I was really interested in taking waste and giving fabrics time to make them desirable again. The process of hand work, in a material sense. I’ve always been interested in social projects and the power of making so it’s bringing those two interests together for me.
There’s been a wave in popularity with brands being more sustainable. How have you used fashion as route to channel that?
I think it was because I didn’t do my BA in fashion, it was in fine art. But I had skills from my mum, because she was a pattern cutter. So we’ve always had a making room in the house because she would work from home. I would always help her with her work and stuff, I was really interested in textiles. I studied fine art — I didn’t really like the idea of being a fashion designer.
I just think the waste and exclusivity, smokes and mirrors, things like that, but obviously I love making textiles. When I studied fine art my whole dissertation was looking at how art has the ability to create critical effect or change things outside of itself. I kind of looked at a lot of art practices that created change, that worked with multi-national companies or government bodies and infiltrating them to help community projects. I thought that was so cool, and maybe it could be applied in a fashion sense.
What was your first entry into fashion?
I worked in industry for three years before I did my masters. I had a job at Garage [Magazine] when it first started [and] I worked on the first two/three issues. That kind of got me into fashion. It was about collaboration between artists and designers, so I feel like that kind of changed my mindset, if you put two people together to collaborate, things can be so unexpected.
On my masters, I was selected for the press show for London Fashion Week: Men’s. I did that, and I felt like it was successful but I didn’t feel people really understood what I was trying to do. I think in the last two years … especially this last year, there’s been this energy for people trying to move forward, like with XR. It’s been a really uneasy unstable year, but also change isn’t easy.

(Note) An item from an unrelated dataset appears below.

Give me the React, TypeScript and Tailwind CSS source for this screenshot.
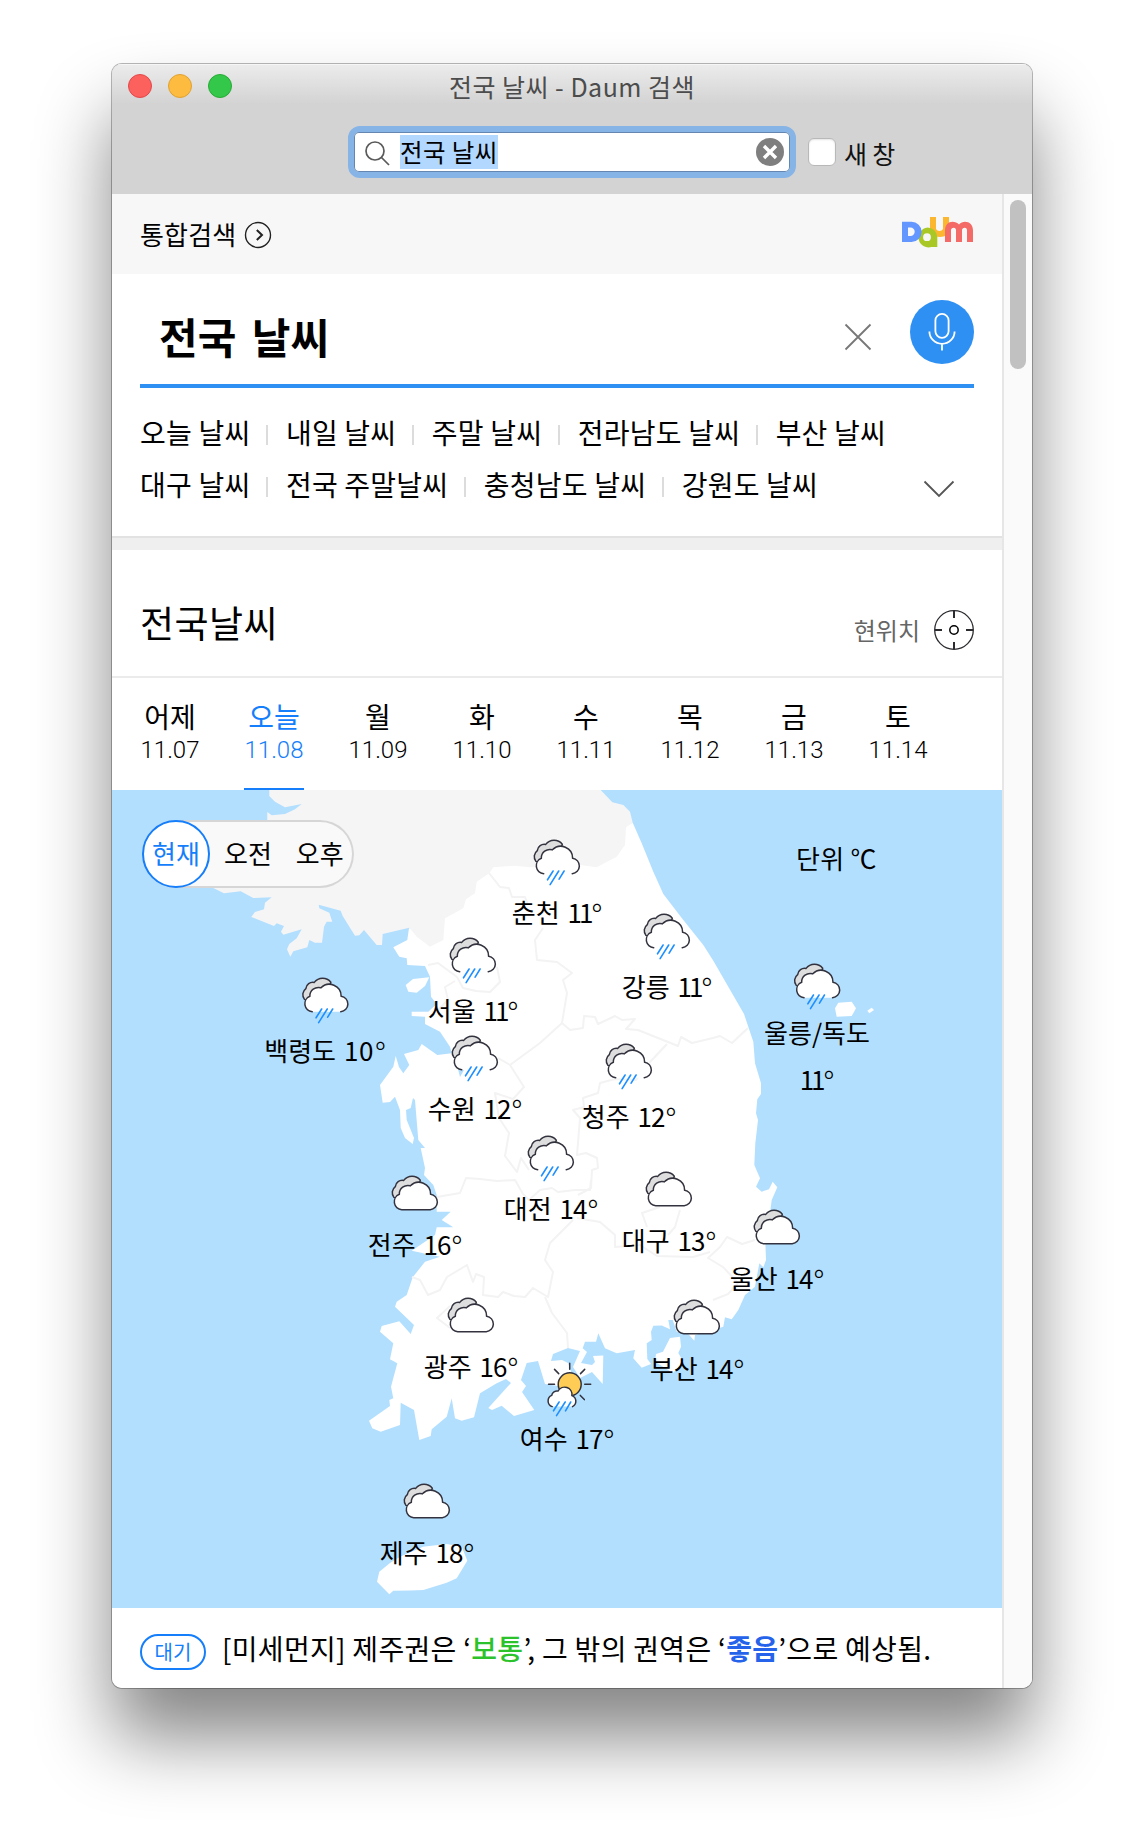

Where is your production at the moment?
Everything’s UK apart from the fact we work with a community in Italy called San Patrignano. It’s a rehabilitation centre, so they weave all the fabrics. It’s a big community of like 1200 people. And then we work with “Making for Change” which is an LCF project. That’s based in Downview prison, so it’s the first training programme for women in prison in the UK, set up by Frances Corner who’s the dean of LCF. They’re setting up a second unit in Poplar.
How do you go about researching and targeting the people that you’re going to work with?
Usually I’ll research an issue I want to talk about that’s happening in the UK, and then I research into charities that are trying to make a change. The most recent collaboration I’m doing, they actually got in touch with me. It’s with The Magpie Project. They’re a charity based in Newham. It’s for women and children in temporary accommodation, usually without citizenship. Newham has the highest percentage of women and children in temporary accommodation in the whole of London. Actually, it’s bigger than the whole of the north of the UK.
They’re working with a researcher from UCL and she’s trying to record the data so they can present facts about what’s going on. Originally, the charity was set up by other mothers in Newham who were worried about temporary accommodation. And now it’s been set up as a support network for these other mothers, it’s like a safe space for the children to play and then it’s also access to legal aide and things like that through the charity.
How does your work come into play with that?
I’m trying to help connect them to as many organisations that I know and work with. We’re doing workshops in the space and with the collection. I’ve asked what they would like to say.
Do you have any opinions on what sustainable methods other fashion houses could be implementing?
I think it’s quite tricky. Obviously with couture fashion houses, they’ve already got that sense of craft and supporting places in Italy and Italian craft, European craft. I think it’s so difficult when they’re so large, they just don’t understand where things are actually being manufactured or how to create a stream for the waste. It would just take time to create new systems to make sure that what waste they have and where it could go instead of going into landfill or being incinerated. I’m much smaller so to implement these things, I’m a lot more agile. For someone that’s a lot larger it’s difficult. You’ve got a lot of work to do.
What sustainable practices could people bring into their daily schedules?
I think none of us are perfect. I’m not perfect. I just have to try my best, there’s still aspects of what I’m doing — some of the top stitch we get can’t be organic and I think you have to do your research and think what personally is best for you to move forward.
Shopping mindfully as well?
Yeah. But then I also think it’s quite difficult because everyone is saying how fast fashion is so terrible for the planet and it is, but there’s no viable option right now for people with lower income. So I feel like it’s yet another way to stigmatise people with a lower income, saying you should be purchasing fast fashion. I think that’s a conversation that needs to be had as well.